* **Recorded information**:

[Start]

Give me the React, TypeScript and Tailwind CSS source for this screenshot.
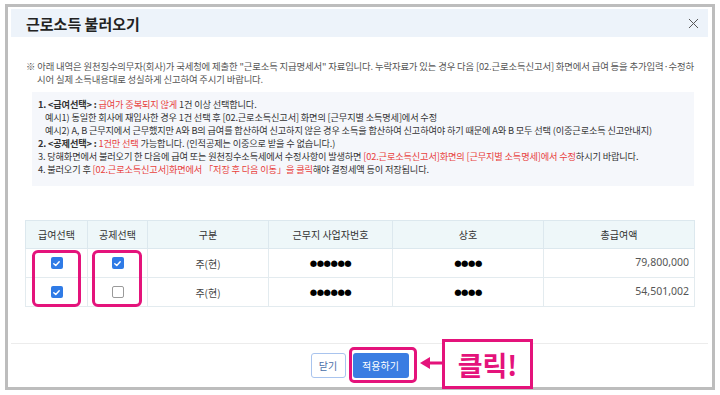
import { X } from 'lucide-react';

const kr = { fontFamily: '"Noto Sans CJK KR", "Noto Sans", sans-serif' };

function Check({ on }: { on: boolean }) {
  if (!on) {
    return <span className="inline-block w-[12px] h-[12px] rounded-[2px] border border-[#9a9a9a] bg-white" />;
  }
  return (
    <span className="inline-flex w-[12px] h-[12px] rounded-[2px] bg-[#2f7be6] items-center justify-center">
      <svg width="9" height="9" viewBox="0 0 10 10">
        <path d="M2 5.2 L4.2 7.2 L8 3" fill="none" stroke="#fff" strokeWidth="1.6" strokeLinecap="round" strokeLinejoin="round" />
      </svg>
    </span>
  );
}

const rows = [
  { pay: true, ded: true, amount: '79,800,000' },
  { pay: true, ded: false, amount: '54,501,002' },
];

export default function App() {
  return (
    <div className="relative w-[720px] h-[395px] bg-white overflow-hidden" style={kr}>
      {/* 바깥 프레임 */}
      <div className="ml-[5px] mt-[4px] w-[710px] h-[386px] border-[3px] border-[#bdbdbd] pt-[2px] pl-[3px] pr-[4px] flex flex-col">
        {/* 헤더 */}
        <div className="h-[28px] bg-[#edf3fa] flex items-center justify-between pl-[15px] pr-[6px] shrink-0">
          <h1 className="text-[15px] font-bold text-[#222] leading-none">근로소득 불러오기</h1>
          <X className="w-[17px] h-[17px] text-[#555]" strokeWidth={1.4} />
        </div>

        {/* 안내문 */}
        <p className="mt-[23px] pl-[26px] -indent-[11px] whitespace-nowrap text-[9.4px] leading-[13px] text-[#555] tracking-[-0.15px]">
          ※ 아래 내역은 원천징수의무자(회사)가 국세청에 제출한 "근로소득 지급명세서" 자료입니다. 누락자료가 있는 경우 다음 [02.근로소득신고서] 화면에서 급여 등을 추가입력·수정하
          <br />
          시어 실제 소득내용대로 성실하게 신고하여 주시기 바랍니다.
        </p>

        <div className="mt-[6px] ml-[21px] mr-[14px] bg-[#f5f7fb] pt-[6px] pb-[10px] pl-[6px] text-[9.2px] leading-[13px] text-[#333] tracking-[-0.15px]">
          <p>
            <b className="font-bold">1. &lt;급여선택&gt; : </b>
            <span className="text-[#e8413d]">급여가 중복되지 않게</span> 1건 이상 선택합니다.
          </p>
          <p className="pl-[7px]">예시1) 동일한 회사에 재입사한 경우 1건 선택 후 [02.근로소득신고서] 화면의 [근무지별 소득명세]에서 수정</p>
          <p className="pl-[7px]">예시2) A, B 근무지에서 근무했지만 A와 B의 급여를 합산하여 신고하지 않은 경우 소득을 합산하여 신고하여야 하기 때문에 A와 B 모두 선택 (이중근로소득 신고안내지)</p>
          <p>
            <b className="font-bold">2. &lt;공제선택&gt; : </b>
            <span className="text-[#e8413d]">1건만 선택</span> 가능합니다. (인적공제는 이중으로 받을 수 없습니다.)
          </p>
          <p>
            3. 당해화면에서 불러오기 한 다음에 급여 또는 원천징수소득세에서 수정사항이 발생하면{' '}
            <span className="text-[#e8413d]">[02.근로소득신고서]화면의 [근무지별 소득명세]에서 수정</span>하시기 바랍니다.
          </p>
          <p>
            4. 불러오기 후 <span className="text-[#e8413d]">[02.근로소득신고서]화면에서 「저장 후 다음 이동」을 클릭</span>해야 결정세액 등이 저장됩니다.
          </p>
        </div>

        {/* 테이블 */}
        <table className="mt-[34px] ml-[14px] w-[669px] border-collapse table-fixed text-[10px] text-[#444]">
          <colgroup>
            <col className="w-[62px]" />
            <col className="w-[60px]" />
            <col className="w-[121px]" />
            <col className="w-[124px]" />
            <col className="w-[151px]" />
            <col className="w-[151px]" />
          </colgroup>
          <thead>
            <tr className="h-[28px] bg-[#eef7f9] text-[#333]">
              {['급여선택', '공제선택', '구분', '근무지 사업자번호', '상호', '총급여액'].map((h) => (
                <th key={h} className="border border-[#dce8ee] font-normal">{h}</th>
              ))}
            </tr>
          </thead>
          <tbody>
            {rows.map((r, i) => (
              <tr key={i} className="h-[29px]">
                <td className="border border-[#e3ebef] text-center align-middle">
                  <div className="flex justify-center"><Check on={r.pay} /></div>
                </td>
                <td className="border border-[#e3ebef] text-center align-middle">
                  <div className="flex justify-center"><Check on={r.ded} /></div>
                </td>
                <td className="border border-[#e3ebef] text-center">주(현)</td>
                <td className="border border-[#e3ebef] text-center text-black text-[8.5px] tracking-[-0.5px]" style={{ fontFamily: '"DejaVu Sans", sans-serif' }}>●●●●●●</td>
                <td className="border border-[#e3ebef] text-center text-black text-[8.5px] tracking-[-0.5px]" style={{ fontFamily: '"DejaVu Sans", sans-serif' }}>●●●●</td>
                <td className="border border-[#e3ebef] text-right pr-[5px] text-[10.5px] text-[#555]" style={{ fontFamily: '"Noto Sans", sans-serif' }}>{r.amount}</td>
              </tr>
            ))}
          </tbody>
        </table>

        <div className="flex-1" />

        {/* 푸터 */}
        <div className="h-[44px] border-t border-[#ececec] flex items-center justify-center gap-[7px] shrink-0">
          <button className="w-[35px] h-[25px] rounded-[3px] border border-[#a9c4ee] bg-white text-[10px] text-[#4a6ea8]">닫기</button>
          <button className="w-[56px] h-[25px] rounded-[3px] bg-[#3a7de2] text-[10px] text-white">적용하기</button>
        </div>
      </div>

      {/* 강조 표시 */}
      <div className="absolute left-[32px] top-[250px] w-[49px] h-[57px] border-[3px] border-[#e4137b] rounded-[6px]" />
      <div className="absolute left-[92px] top-[250px] w-[50px] h-[57px] border-[3px] border-[#e4137b] rounded-[6px]" />
      <div className="absolute left-[349px] top-[347px] w-[68px] h-[36px] border-[3px] border-[#e4137b] rounded-[5px]" />
      <svg className="absolute left-[418px] top-[355px]" width="26" height="16" viewBox="0 0 26 16">
        <path d="M2 8 L12 2 L12 14 Z" fill="#e4137b" />
        <rect x="10" y="6.5" width="16" height="3" fill="#e4137b" />
      </svg>
      <div className="absolute left-[442px] top-[339px] w-[91px] h-[50px] border-[3px] border-[#e4137b] bg-white flex items-center justify-center">
        <span className="text-[27px] font-bold text-[#e4137b] leading-none">클릭!</span>
      </div>
    </div>
  );
}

[End]

* **What you have to do**:
The listing above needs to be output again exactly. Don't include the pictures.

* **Answer for the task**:
Give me the React, TypeScript and Tailwind CSS source for this screenshot.
import { X } from 'lucide-react';

const kr = { fontFamily: '"Noto Sans CJK KR", "Noto Sans", sans-serif' };

function Check({ on }: { on: boolean }) {
  if (!on) {
    return <span className="inline-block w-[12px] h-[12px] rounded-[2px] border border-[#9a9a9a] bg-white" />;
  }
  return (
    <span className="inline-flex w-[12px] h-[12px] rounded-[2px] bg-[#2f7be6] items-center justify-center">
      <svg width="9" height="9" viewBox="0 0 10 10">
        <path d="M2 5.2 L4.2 7.2 L8 3" fill="none" stroke="#fff" strokeWidth="1.6" strokeLinecap="round" strokeLinejoin="round" />
      </svg>
    </span>
  );
}

const rows = [
  { pay: true, ded: true, amount: '79,800,000' },
  { pay: true, ded: false, amount: '54,501,002' },
];

export default function App() {
  return (
    <div className="relative w-[720px] h-[395px] bg-white overflow-hidden" style={kr}>
      {/* 바깥 프레임 */}
      <div className="ml-[5px] mt-[4px] w-[710px] h-[386px] border-[3px] border-[#bdbdbd] pt-[2px] pl-[3px] pr-[4px] flex flex-col">
        {/* 헤더 */}
        <div className="h-[28px] bg-[#edf3fa] flex items-center justify-between pl-[15px] pr-[6px] shrink-0">
          <h1 className="text-[15px] font-bold text-[#222] leading-none">근로소득 불러오기</h1>
          <X className="w-[17px] h-[17px] text-[#555]" strokeWidth={1.4} />
        </div>

        {/* 안내문 */}
        <p className="mt-[23px] pl-[26px] -indent-[11px] whitespace-nowrap text-[9.4px] leading-[13px] text-[#555] tracking-[-0.15px]">
          ※ 아래 내역은 원천징수의무자(회사)가 국세청에 제출한 "근로소득 지급명세서" 자료입니다. 누락자료가 있는 경우 다음 [02.근로소득신고서] 화면에서 급여 등을 추가입력·수정하
          <br />
          시어 실제 소득내용대로 성실하게 신고하여 주시기 바랍니다.
        </p>

        <div className="mt-[6px] ml-[21px] mr-[14px] bg-[#f5f7fb] pt-[6px] pb-[10px] pl-[6px] text-[9.2px] leading-[13px] text-[#333] tracking-[-0.15px]">
          <p>
            <b className="font-bold">1. &lt;급여선택&gt; : </b>
            <span className="text-[#e8413d]">급여가 중복되지 않게</span> 1건 이상 선택합니다.
          </p>
          <p className="pl-[7px]">예시1) 동일한 회사에 재입사한 경우 1건 선택 후 [02.근로소득신고서] 화면의 [근무지별 소득명세]에서 수정</p>
          <p className="pl-[7px]">예시2) A, B 근무지에서 근무했지만 A와 B의 급여를 합산하여 신고하지 않은 경우 소득을 합산하여 신고하여야 하기 때문에 A와 B 모두 선택 (이중근로소득 신고안내지)</p>
          <p>
            <b className="font-bold">2. &lt;공제선택&gt; : </b>
            <span className="text-[#e8413d]">1건만 선택</span> 가능합니다. (인적공제는 이중으로 받을 수 없습니다.)
          </p>
          <p>
            3. 당해화면에서 불러오기 한 다음에 급여 또는 원천징수소득세에서 수정사항이 발생하면{' '}
            <span className="text-[#e8413d]">[02.근로소득신고서]화면의 [근무지별 소득명세]에서 수정</span>하시기 바랍니다.
          </p>
          <p>
            4. 불러오기 후 <span className="text-[#e8413d]">[02.근로소득신고서]화면에서 「저장 후 다음 이동」을 클릭</span>해야 결정세액 등이 저장됩니다.
          </p>
        </div>

        {/* 테이블 */}
        <table className="mt-[34px] ml-[14px] w-[669px] border-collapse table-fixed text-[10px] text-[#444]">
          <colgroup>
            <col className="w-[62px]" />
            <col className="w-[60px]" />
            <col className="w-[121px]" />
            <col className="w-[124px]" />
            <col className="w-[151px]" />
            <col className="w-[151px]" />
          </colgroup>
          <thead>
            <tr className="h-[28px] bg-[#eef7f9] text-[#333]">
              {['급여선택', '공제선택', '구분', '근무지 사업자번호', '상호', '총급여액'].map((h) => (
                <th key={h} className="border border-[#dce8ee] font-normal">{h}</th>
              ))}
            </tr>
          </thead>
          <tbody>
            {rows.map((r, i) => (
              <tr key={i} className="h-[29px]">
                <td className="border border-[#e3ebef] text-center align-middle">
                  <div className="flex justify-center"><Check on={r.pay} /></div>
                </td>
                <td className="border border-[#e3ebef] text-center align-middle">
                  <div className="flex justify-center"><Check on={r.ded} /></div>
                </td>
                <td className="border border-[#e3ebef] text-center">주(현)</td>
                <td className="border border-[#e3ebef] text-center text-black text-[8.5px] tracking-[-0.5px]" style={{ fontFamily: '"DejaVu Sans", sans-serif' }}>●●●●●●</td>
                <td className="border border-[#e3ebef] text-center text-black text-[8.5px] tracking-[-0.5px]" style={{ fontFamily: '"DejaVu Sans", sans-serif' }}>●●●●</td>
                <td className="border border-[#e3ebef] text-right pr-[5px] text-[10.5px] text-[#555]" style={{ fontFamily: '"Noto Sans", sans-serif' }}>{r.amount}</td>
              </tr>
            ))}
          </tbody>
        </table>

        <div className="flex-1" />

        {/* 푸터 */}
        <div className="h-[44px] border-t border-[#ececec] flex items-center justify-center gap-[7px] shrink-0">
          <button className="w-[35px] h-[25px] rounded-[3px] border border-[#a9c4ee] bg-white text-[10px] text-[#4a6ea8]">닫기</button>
          <button className="w-[56px] h-[25px] rounded-[3px] bg-[#3a7de2] text-[10px] text-white">적용하기</button>
        </div>
      </div>

      {/* 강조 표시 */}
      <div className="absolute left-[32px] top-[250px] w-[49px] h-[57px] border-[3px] border-[#e4137b] rounded-[6px]" />
      <div className="absolute left-[92px] top-[250px] w-[50px] h-[57px] border-[3px] border-[#e4137b] rounded-[6px]" />
      <div className="absolute left-[349px] top-[347px] w-[68px] h-[36px] border-[3px] border-[#e4137b] rounded-[5px]" />
      <svg className="absolute left-[418px] top-[355px]" width="26" height="16" viewBox="0 0 26 16">
        <path d="M2 8 L12 2 L12 14 Z" fill="#e4137b" />
        <rect x="10" y="6.5" width="16" height="3" fill="#e4137b" />
      </svg>
      <div className="absolute left-[442px] top-[339px] w-[91px] h-[50px] border-[3px] border-[#e4137b] bg-white flex items-center justify-center">
        <span className="text-[27px] font-bold text-[#e4137b] leading-none">클릭!</span>
      </div>
    </div>
  );
}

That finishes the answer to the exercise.